Starting at the first line of the listing below, repeat each line exactly until the line containing "type Group = Item[]", which you include. Leave out pictures.
--- BEGIN Provided material ---
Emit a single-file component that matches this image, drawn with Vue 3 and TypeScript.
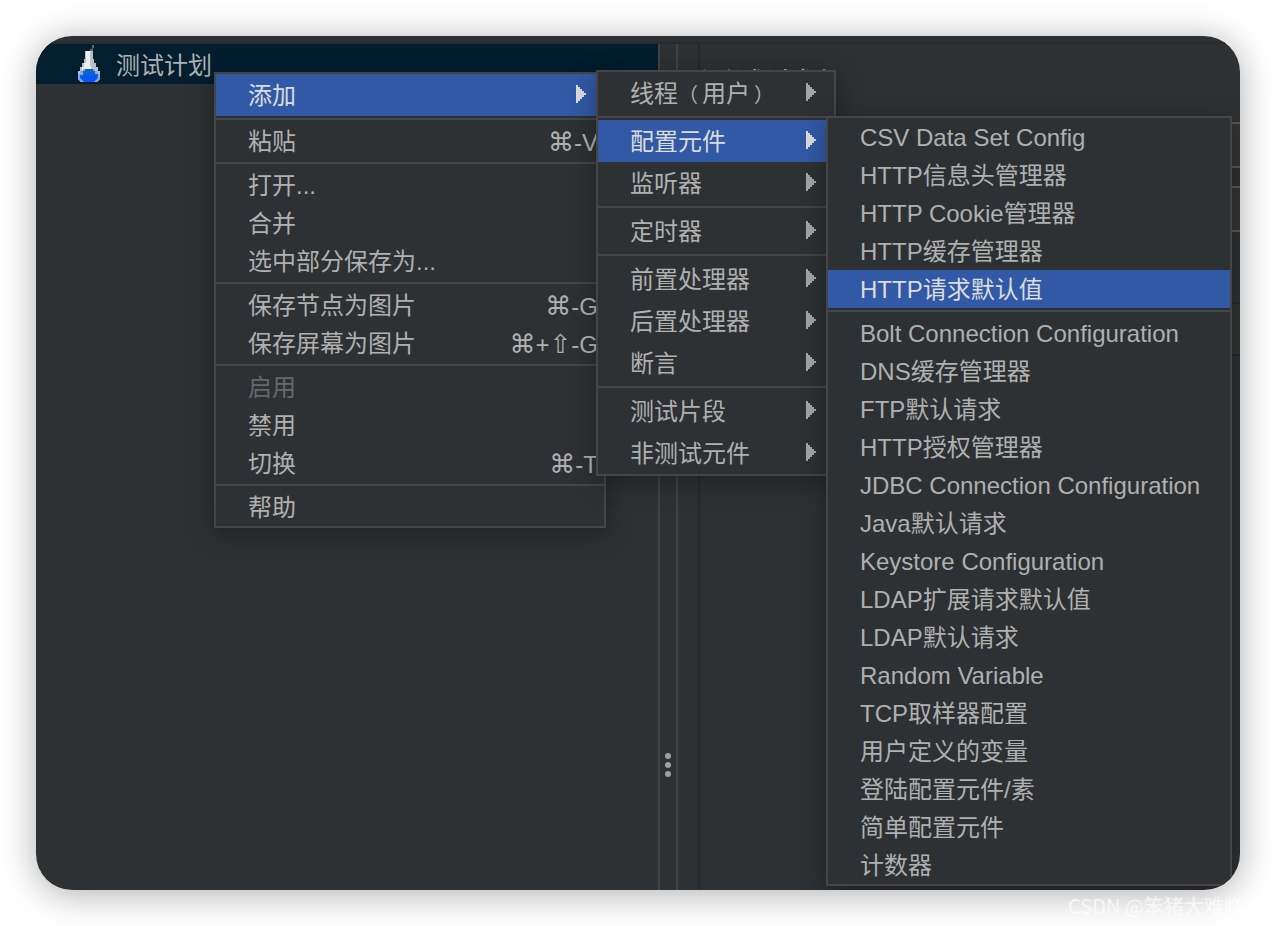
<script setup lang="ts">
interface Item {
  label: string
  keys?: string
  sub?: boolean
  active?: boolean
  disabled?: boolean
}
type Group = Item[]

const rootMenu: Group[] = [
  [{ label: '添加', sub: true, active: true }],
  [{ label: '粘贴', keys: '⌘-V' }],
  [{ label: '打开...' }, { label: '合并' }, { label: '选中部分保存为...' }],
  [{ label: '保存节点为图片', keys: '⌘-G' }, { label: '保存屏幕为图片', keys: '⌘+⇧-G' }],
  [{ label: '启用', disabled: true }, { label: '禁用' }, { label: '切换', keys: '⌘-T' }],
  [{ label: '帮助' }],
]

const addMenu: Group[] = [
  [{ label: '线程（用户）', sub: true }],
  [{ label: '配置元件', sub: true, active: true }, { label: '监听器', sub: true }],
  [{ label: '定时器', sub: true }],
  [{ label: '前置处理器', sub: true }, { label: '后置处理器', sub: true }, { label: '断言', sub: true }],
  [{ label: '测试片段', sub: true }, { label: '非测试元件', sub: true }],
]

const configMenu: Group[] = [
  [
    { label: 'CSV Data Set Config' },
    { label: 'HTTP信息头管理器' },
    { label: 'HTTP Cookie管理器' },
    { label: 'HTTP缓存管理器' },
    { label: 'HTTP请求默认值', active: true },
  ],
  [
    'Bolt Connection Configuration',
    'DNS缓存管理器',
    'FTP默认请求',
    'HTTP授权管理器',
    'JDBC Connection Configuration',
    'Java默认请求',
    'Keystore Configuration',
    'LDAP扩展请求默认值',
    'LDAP默认请求',
    'Random Variable',
    'TCP取样器配置',
    '用户定义的变量',
    '登陆配置元件/素',
    '简单配置元件',
    '计数器',
  ].map((label) => ({ label })),
]

const menus = [
  { name: 'root', groups: rootMenu },
  { name: 'add', groups: addMenu },
  { name: 'config', groups: configMenu },
]

// Splits off full-width brackets and key symbols, which have their own styles.
const parts = (text: string): string[] => text.split(/([（）⌘⇧])/).filter(Boolean)
const partClass = (part: string) => ({
  bracket: part === '（' || part === '）',
  closing: part === '）',
  symbol: part === '⌘' || part === '⇧',
})
</script>

<template>
  <div class="page">
    <main class="window">
      <div class="toolbar"></div>
      <div class="body">
        <aside class="tree">
          <div class="node">
            <svg class="flask" width="24" height="38" viewBox="0 0 24 38" aria-hidden="true">
              <path d="M13 6V4h2V0h2v3h-1v3z" fill="#5d6b74" />
              <path d="M8 6h8v8h1v4h2v4h2v4h2v8l-3 3H4l-3-3v-8h2v-4h2v-4h2v-4h1z" fill="#b9bfc6" />
              <path d="M9 6h4v13l2 6H5v-3h2v-4h2z" fill="#eceeef" />
              <path d="M3 26h3v-2h12v2h3v3h2v5l-3 3H4l-3-3v-5h2z" fill="#86a9e6" />
              <path d="M6 26h2v-2h8v2h2v3h3v4l-3 3H6l-3-3v-3h3z" fill="#0b63d2" />
              <path d="M5 31h14v3l-2 3H7l-2-3z" fill="#0556fa" />
            </svg>
            <span>测试计划</span>
          </div>
        </aside>
        <div class="divider"><i></i><i></i><i></i></div>
        <section class="editor">
          <h1>测试计划</h1>
          <div class="field"></div>
          <div class="field"></div>
          <div class="band"></div>
        </section>
      </div>

      <nav v-for="menu in menus" :key="menu.name" class="menu" :class="menu.name">
        <ul v-for="(group, g) in menu.groups" :key="g">
          <li v-for="item in group" :key="item.label">
            <button type="button" :class="{ active: item.active }" :disabled="item.disabled">
              <span><span v-for="(p, i) in parts(item.label)" :key="i" :class="partClass(p)">{{ p }}</span></span>
              <kbd v-if="item.keys"><span v-for="(p, i) in parts(item.keys)" :key="i" :class="partClass(p)">{{ p }}</span></kbd>
              <svg v-if="item.sub" class="arrow" width="10" height="18" viewBox="0 0 10 18" aria-hidden="true">
                <path d="M0 0h2v2h2v2h2v2h2v2h2v2H8v2H6v2H4v2H2v2H0z" fill="currentColor" />
              </svg>
            </button>
          </li>
        </ul>
      </nav>
    </main>
    <div class="watermark">CSDN @笨猪大难临头</div>
  </div>
</template>

<style>
body {
  margin: 0;
  background: #fff;
}
</style>

<style scoped>
.page {
  position: relative;
  box-sizing: border-box;
  min-height: 100vh;
  padding: 36px;
  display: flex;
  overflow: hidden;
  font-family: "Liberation Sans", "Noto Sans CJK SC", sans-serif;
  font-size: 24px;
  color: #afb0b0;
}
.window {
  position: relative;
  flex: 1;
  display: flex;
  flex-direction: column;
  overflow: hidden;
  border-radius: 36px;
  background: #2d3133;
  min-height: 852px;
}
.page::before {
  content: "";
  position: absolute;
  inset: 36px;
  border-radius: 36px;
  box-shadow: 0 4px 36px rgba(0, 0, 0, 0.32);
}
.toolbar {
  height: 6px;
  border-bottom: 2px solid #282b2d;
}
.body {
  flex: 1;
  display: flex;
}
.tree {
  flex: 0 0 622px;
}
.node {
  display: flex;
  align-items: center;
  gap: 15px;
  height: 40px;
  padding-left: 41px;
  line-height: 44px;
  background: #021e2f;
}
.node span {
  height: 40px;
}
.divider {
  flex: 0 0 16px;
  display: flex;
  flex-direction: column;
  align-items: center;
  justify-content: flex-end;
  gap: 3px;
  padding-bottom: 113px;
  box-sizing: content-box;
  border: solid #454342;
  border-width: 0 2px;
}
.divider i {
  width: 6px;
  height: 6px;
  border-radius: 3px;
  background: #9da0a1;
}
.editor {
  flex: 1;
  margin-left: 20px;
  border-left: 2px solid #26292b;
}
h1 {
  margin: 21px 0 17px;
  font-size: 32px;
  font-weight: 400;
  line-height: 40px;
}
.field {
  box-sizing: border-box;
  height: 46px;
  margin: 0 0 18px 80px;
  border: solid #555655;
  border-width: 2px 0;
  background: #323533;
}
.band {
  height: 50px;
  margin-top: 70px;
  border: solid #242628;
  border-width: 2px 0;
  background: #303335;
}
.menu {
  position: absolute;
  box-sizing: border-box;
  border: 2px solid #454545;
  background: #2d3133;
  box-shadow: 0 6px 24px rgba(0, 0, 0, 0.32);
}
.root {
  left: 178px;
  top: 36px;
  width: 392px;
}
.add {
  left: 560px;
  top: 34px;
  width: 240px;
}
.config {
  left: 790px;
  top: 80px;
  width: 406px;
}
ul {
  margin: 0;
  padding: 0;
  list-style: none;
}
ul + ul::before {
  content: "";
  display: block;
  height: 2px;
  border: solid #2d3133;
  border-width: 2px 0;
  background: #454545;
}
button {
  display: flex;
  align-items: center;
  justify-content: space-between;
  width: 100%;
  height: 38px;
  padding: 2px 6px 0 32px;
  border: 0;
  background: none;
  font: inherit;
  line-height: 36px;
  text-align: left;
  white-space: nowrap;
  color: inherit;
}
.add button,
.root button.active {
  height: 42px;
}
button:disabled {
  color: #666869;
}
button.active {
  background: #3159a6;
  color: #dcdcdc;
}
kbd {
  font-family: "Liberation Sans", sans-serif;
}
.bracket {
  display: inline-block;
  width: 24px;
  font-size: 20px;
}
.closing {
  text-align: right;
}
.symbol {
  font-family: "DejaVu Sans", sans-serif;
  font-size: 26px;
}
.arrow {
  margin: 0 12px 4px 0;
  color: #a2a5a7;
}
.active .arrow {
  color: #dcdcdc;
}
.watermark {
  position: absolute;
  left: 1068px;
  bottom: 5px;
  font-family: "Noto Sans CJK SC", sans-serif;
  font-size: 20px;
  line-height: 30px;
  white-space: nowrap;
  color: rgba(255, 255, 255, 0.7);
}
</style>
--- END Provided material ---
:: Task output ::
Emit a single-file component that matches this image, drawn with Vue 3 and TypeScript.
<script setup lang="ts">
interface Item {
  label: string
  keys?: string
  sub?: boolean
  active?: boolean
  disabled?: boolean
}
type Group = Item[]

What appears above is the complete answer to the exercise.